# breeding ages?



## BDial (Aug 29, 2009)

I have American Blues that were born in April I was thinking of breeding them when they turn about 7-8 months old. Is this a good age? When do you guys usually breed the first time?


----------



## ()relics (Aug 30, 2009)

Jr. bucks not before 6 months old...Jr. does not before 5 months old...Some dwarf breeds may mature slower...although I breed our Ndwarfs at  6 and 5 months respectively...Surely if you wait until they are 7-8 months old they will be mature enough to breed.


----------



## trestlecreek (Aug 30, 2009)

For the 6 class breeds, typically breeding can begin at 6-8 months.
The doe needs to be bred for sure before she is a year.
I usually wait until they are about 7-8 months.  I watch each one to see the maturity/growth level before I breed. They all develop differently.


----------



## freemotion (Aug 30, 2009)

trestlecreek said:
			
		

> For the 6 class breeds, typically breeding can begin at 6-8 months.
> The doe needs to be bred for sure before she is a year.
> I usually wait until they are about 7-8 months.  I watch each one to see the maturity/growth level before I breed. They all develop differently.


What do you mean by "6 class breeds" (excuse my ignorance!) and the the doe needs to be bred "for sure" before she is a year?

There seems to be a division...some say 8 months or 80 lbs, some say 18 months.  I thought I would breed my doeling at the 8-10 month mark, then she is such a baby at five months, I thought to wait a year.  Suddenly, she is looking and acting so different, so grown up and mature.  Now I am waivering again.  So please clarify and justify your position.  It would be very helpful!


----------



## trestlecreek (Aug 30, 2009)

6 class just means that in show, they are shown in 3 different weight groups. Junior class, Intermediate Class, Senior class. Which typically means that it takes longer for them to mature out compared to a 4 class(Jr and Sr classes).

If you wait 3-5 months PAST their final mature weight(many times that is after they are 1 year old-I don't like to talk ages, maturity is a better term), the chances of them "taking" to a breeding supposedly are reduced. You want to breed at about 2 months past the final mature weight-PERIOD. Waiting much longer from what I have read says that that the reduced fertility is due to extra weight around the reproductive organs. Does get over weight quickly after maturity when not bred.

Some breeders breed them BEFORE their final weight. I do not endorse that. That's why I say to watch them mature yourself to see when they should be bred. Use your scales and weigh them weekly to find out. For your doe, that may be after 1 year or before.

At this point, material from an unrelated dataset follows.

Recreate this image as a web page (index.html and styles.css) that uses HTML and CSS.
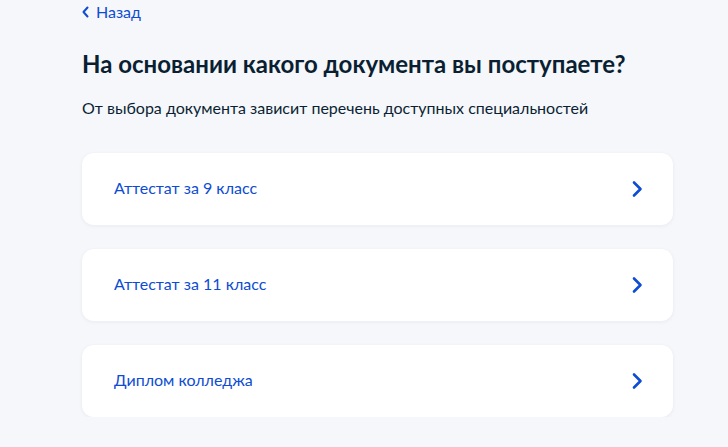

Having said that,  I do not always go by the rule. I have bred  does for the first time 8-12 months after maturity(for mine, that would be around 2 years). I can get those does bred, but the problem I find is with personality, not so much fertility. 

So, it's just best to watch them mature and keep up with weights to see when you should do it!


----------



## BDial (Aug 31, 2009)

Thanks for the imput guys. Trestlecreek Thanks for that extra info. Its nice to know.


----------



## trestlecreek (Aug 31, 2009)

You're welcome! Glad to have been some help.


----------



## rebecca100 (Aug 31, 2009)

It is also possible for a does pelvis to fuse if she is not bred before a year.

http://www.debmark.com/rabbits/breeding.htm   I found this site very useful.  It will answer most of your questions about raising rabbits.


----------



## freemotion (Aug 31, 2009)

I thought we were talking about goats!!!  Is this thread about rabbits?


----------



## big brown horse (Aug 31, 2009)

freemotion said:
			
		

> I thought we were talking about goats!!!  Is this thread about rabbits?


----------